**Exercise directions**. Pictures within the data are to be left out; everything else must be reproduced exactly.

Records from a dataset
:::::

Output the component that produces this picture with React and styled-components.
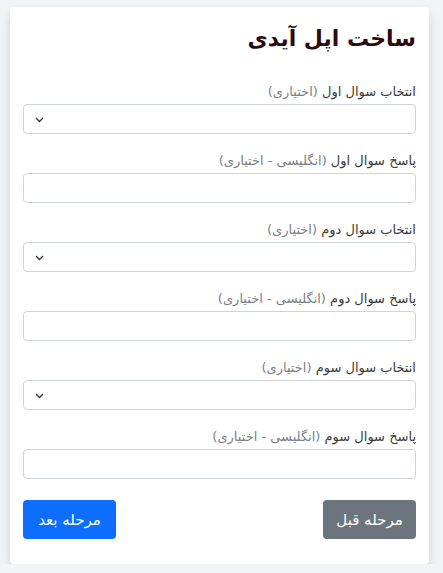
import React from "react";
import styled, { createGlobalStyle } from "styled-components";

const GlobalStyle = createGlobalStyle`
  * { box-sizing: border-box; }
  body {
    margin: 0;
    background: #f3f4f6;
    font-family: "DejaVu Sans", "Noto Sans", sans-serif;
    direction: rtl;
  }
`;

const Card = styled.div`
  margin: 7px 14px 0 10px;
  width: 419px;
  background: #fff;
  border-radius: 4px;
  box-shadow: 0 6px 12px rgba(0, 0, 0, 0.14);
  padding: 14px 13px 25px;
`;

const Title = styled.h2`
  margin: 0 0 24px;
  font-size: 22px;
  font-weight: bold;
  color: #2b0a10;
  line-height: 36px;
`;

const Group = styled.div`
  margin-bottom: 16px;
`;

const Label = styled.label`
  display: block;
  font-size: 13px;
  line-height: 21px;
  color: #3a3a3a;
  margin-bottom: 2px;
`;

const Muted = styled.span`
  color: #7a7f85;
`;

const Field = styled.input`
  display: block;
  width: 100%;
  height: 30px;
  border: 1px solid #ced4da;
  border-radius: 4px;
  background: #fff;
  outline: none;
`;

const SelectBox = styled.div`
  position: relative;
  height: 30px;
  border: 1px solid #ced4da;
  border-radius: 4px;
  background: #fff;
`;

const Chevron = styled.svg`
  position: absolute;
  left: 11px;
  top: 12px;
`;

const Actions = styled.div`
  display: flex;
  justify-content: space-between;
  margin-top: 21px;
`;

const Button = styled.button`
  height: 39px;
  width: 93px;
  border: none;
  border-radius: 4px;
  color: #fff;
  font-family: inherit;
  font-size: 15px;
  background: ${(p) => (p.$primary ? "#0d6efd" : "#6c757d")};
`;

const Select = () => (
  <SelectBox>
    <Chevron width="9" height="6" viewBox="0 0 9 6">
      <path d="M1 1l3.5 3.5L8 1" fill="none" stroke="#343a40" strokeWidth="1.4" />
    </Chevron>
  </SelectBox>
);

const questions = ["اول", "دوم", "سوم"];

export default function App() {
  return (
    <>
      <GlobalStyle />
      <Card>
        <Title>ساخت اپل آیدی</Title>
        {questions.map((q) => (
          <React.Fragment key={q}>
            <Group>
              <Label>
                انتخاب سوال {q} <Muted>(اختیاری)</Muted>
              </Label>
              <Select />
            </Group>
            <Group>
              <Label>
                پاسخ سوال {q} <Muted>(انگلیسی - اختیاری)</Muted>
              </Label>
              <Field type="text" />
            </Group>
          </React.Fragment>
        ))}
        <Actions>
          <Button>مرحله قبل</Button>
          <Button $primary>مرحله بعد</Button>
        </Actions>
      </Card>
    </>
  );
}
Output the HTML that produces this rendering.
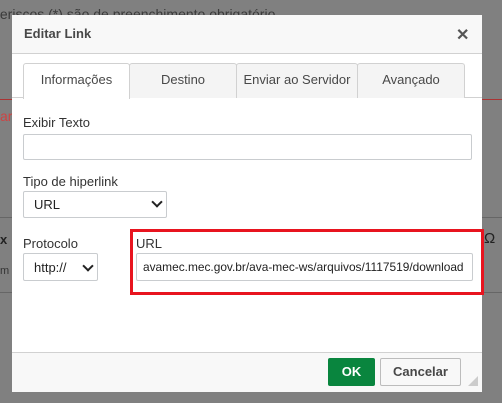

:::::

**Solution below**.
Output the component that produces this picture with React and styled-components.
import React from "react";
import styled, { createGlobalStyle } from "styled-components";

const GlobalStyle = createGlobalStyle`
  * { box-sizing: border-box; }
  body {
    margin: 0;
    background: #f3f4f6;
    font-family: "DejaVu Sans", "Noto Sans", sans-serif;
    direction: rtl;
  }
`;

const Card = styled.div`
  margin: 7px 14px 0 10px;
  width: 419px;
  background: #fff;
  border-radius: 4px;
  box-shadow: 0 6px 12px rgba(0, 0, 0, 0.14);
  padding: 14px 13px 25px;
`;

const Title = styled.h2`
  margin: 0 0 24px;
  font-size: 22px;
  font-weight: bold;
  color: #2b0a10;
  line-height: 36px;
`;

const Group = styled.div`
  margin-bottom: 16px;
`;

const Label = styled.label`
  display: block;
  font-size: 13px;
  line-height: 21px;
  color: #3a3a3a;
  margin-bottom: 2px;
`;

const Muted = styled.span`
  color: #7a7f85;
`;

const Field = styled.input`
  display: block;
  width: 100%;
  height: 30px;
  border: 1px solid #ced4da;
  border-radius: 4px;
  background: #fff;
  outline: none;
`;

const SelectBox = styled.div`
  position: relative;
  height: 30px;
  border: 1px solid #ced4da;
  border-radius: 4px;
  background: #fff;
`;

const Chevron = styled.svg`
  position: absolute;
  left: 11px;
  top: 12px;
`;

const Actions = styled.div`
  display: flex;
  justify-content: space-between;
  margin-top: 21px;
`;

const Button = styled.button`
  height: 39px;
  width: 93px;
  border: none;
  border-radius: 4px;
  color: #fff;
  font-family: inherit;
  font-size: 15px;
  background: ${(p) => (p.$primary ? "#0d6efd" : "#6c757d")};
`;

const Select = () => (
  <SelectBox>
    <Chevron width="9" height="6" viewBox="0 0 9 6">
      <path d="M1 1l3.5 3.5L8 1" fill="none" stroke="#343a40" strokeWidth="1.4" />
    </Chevron>
  </SelectBox>
);

const questions = ["اول", "دوم", "سوم"];

export default function App() {
  return (
    <>
      <GlobalStyle />
      <Card>
        <Title>ساخت اپل آیدی</Title>
        {questions.map((q) => (
          <React.Fragment key={q}>
            <Group>
              <Label>
                انتخاب سوال {q} <Muted>(اختیاری)</Muted>
              </Label>
              <Select />
            </Group>
            <Group>
              <Label>
                پاسخ سوال {q} <Muted>(انگلیسی - اختیاری)</Muted>
              </Label>
              <Field type="text" />
            </Group>
          </React.Fragment>
        ))}
        <Actions>
          <Button>مرحله قبل</Button>
          <Button $primary>مرحله بعد</Button>
        </Actions>
      </Card>
    </>
  );
}
Output the HTML that produces this rendering.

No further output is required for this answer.